Laura Crossett's avatar

Concur--although as a small nitpick I'd say for nonfiction, it sort of depends on the kind of nonfiction you're writing (as well as the journal). There are a lot of places that publish essays/creative nonfiction (I have published in a very few of them), and while I'd say they do, subtly, have their own styles, "here's my essay about coming to terms with my dead dad through a list of library school classes" isn't a thing I pitched anywhere before the many years I spent writing it.

Melanie Jennings's avatar

Terrific piece. As a former co-editor (with Elizabeth Kaye Cook) of a small literary mag, I can say that it helped my understanding of why I wasn't getting published more regularly. As a result, I always encourage newer and/or disgruntled veteran writers to read for a lit mag. In our case, of course, we ultimately got fired from these roles, but that turned out to forge our values in fire. I do think we should at least glance at the publication before submitting, or get notes from a fellow writer about what the mag tends to publish. We're in a very weird moment where it's still prestigious to have lit mag publications, but the new upstarts that you mentioned are also publishing exciting writing. I think we do ourselves a disservice not to pursue all of them. Related, I can say that my poems that are in the current issue of The Drift were accepted out of the slush pile and the editors have been great to work with (and thank you for sparing the poetry section in your recent write-up!) Everything else I've ever published has come out of the slush pile, so thanks to volunteer readers everywhere!

Adhithya K R's avatar

I relate with this piece in so many ways! I started submitting stories to magazines last year and did not get accepted anywhere. I know there's an audience for my stories, but it's not among the people I know, and I'm not quite sure how to find them. I've tried publishing some of them directly on Substack, and the feedback cycle has been quick. But I'd like some feedback from peers I respect as well, so this year I've been trying to read more fiction by others and find writers I like online. I really liked some of your tales, and Spencer Nitkey is another writer I like here. (Would it be okay if I shared a link to one of my stories here?)

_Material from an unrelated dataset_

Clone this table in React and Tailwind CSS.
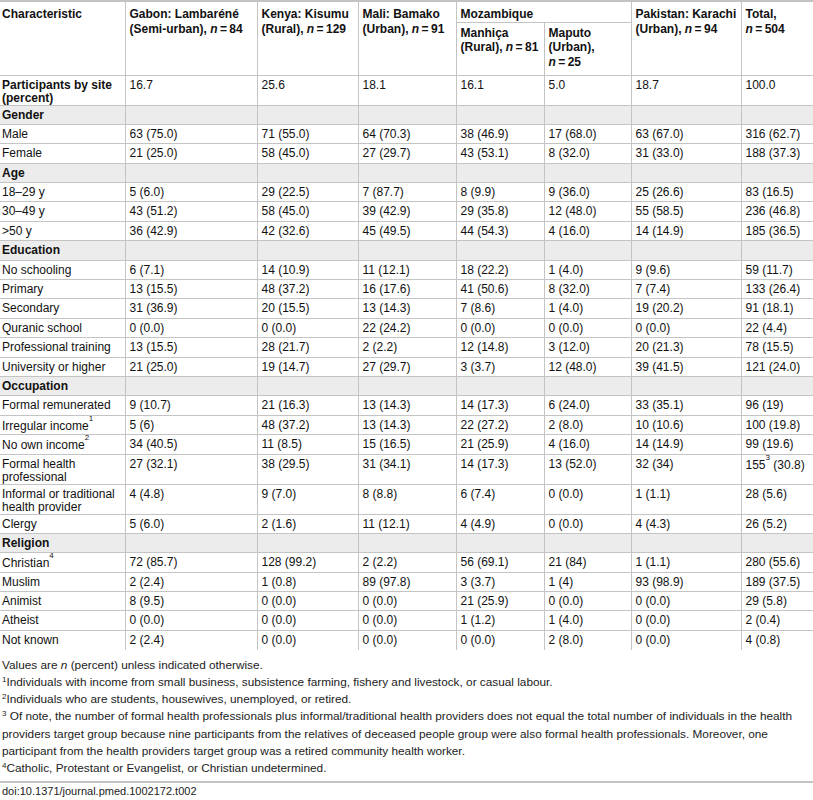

I've also been reading short stories by "The Greats" (the Chekhov article I'm working on is a product of that), and I feel the same —that there's a lot to learn from them, but there's something about writing in the present time that can be learned better from peers who are going through the same process.

The last few weeks, I've been pitching some non-fiction journals, thinking "well, if the fiction isn't getting through, maybe I can at least get some editorial feedback on my essays." But I resonate with what you say here. I really need to spend more time reading the journals before pitching them.

Laura Moore's avatar

I love this sort of content, thanks for publishing it. I'm sharing an experience that runs contra to your advice on nonfiction, here: "But with nonfiction it’s different. You write the piece for the journal."

I wrote a nonfiction critical essay on literature because I had an idea that I wanted to get out. I’ve been submitting the essay to various journals, including one you reviewed in your series. I won’t name them since I’m still being considered, but they responded with praise for my writing and ideas and a request for a revision. The revision would bring the piece more in line with their typical house framing, but they didn’t say: “look at our other essays and make it more like those.” Their request was made in terms of strengthening the piece on its own terms. (I think they’re right, by the way). I’m doing the revision, and though their revision request wasn’t an acceptance, it was quite encouraging and I’m very hopeful, because this would represent a huge door being opened for me. (I just started writing last year, at a ripe older age.)

I can’t claim my experience reflects a rule of any sort, but I think the reality is that there probably aren’t rules, not in the sense you’re laying out, which is that you must write a piece for a specific journal. Though maybe there is in general, and this particular journal is more open than the rest.

Sherman Alexie's avatar

Pretty much all of the university-based literary magazines were founded by passionate nutcases (that’s a compliment) but many (most? nearly all?) of those magazines have become more and more muted with each new generation of editors. I know of a few university literary magazines where the faculty editor is directly in charge but, by and large, the magazines are run by students. One would think that students would be more nutcase than faculty but that is not the case.

Ricardo A. Martagón's avatar

Naomi, you just may have single-handedly convinced me to stop submitting to all those Reviews... I thank you for that 🫶🏼

Neurology For You's avatar

At least for genre writers, getting big magazine publishing credits is important, also you get paid for them. Not submitting to a journal that might like your stuff seems like pre-rejecting your own work.

Back in the day the Scientologists sponsored science fiction writing contests which some people avoided due to moral qualms, but I don’t think there’s anything like that now.

Naomi Kanakia's avatar

Writers of the future still exists! I submitted many times in my youth :) https://writersofthefuture.com/enter-writer-contest/

Lancelot Schaubert's avatar

I wonder how many classic stories — especially classic pulp stories — were published in magazines that were bad? William Atheling (Blish) seemed to think magazines went in and out of goodness, even in and out of obscurity, depending on editorial direction and resources.

Thoughts on that?

Neurology For You's avatar

I have wondered about that a lot, those pulp magazines must have published a lot of crap along with the gems that have been saved from the ruin.

Brooke Wonders's avatar

This is excellent, and teachable. I'm always looking for quick state-of-publishing essays I can share with students. Thank you for this!

John Madrid's avatar

The peer-group point lands hardest. What’s changed is that the club is now visible: you can read someone’s work, tell them it’s good, and reach them all in the same afternoon. Half the writers I’ve learned most from this year started as a comment I left on a Sunday. The old advice assumed your peers were behind a wall, and they’re not anymore, which makes not bothering harder to forgive. Myself included.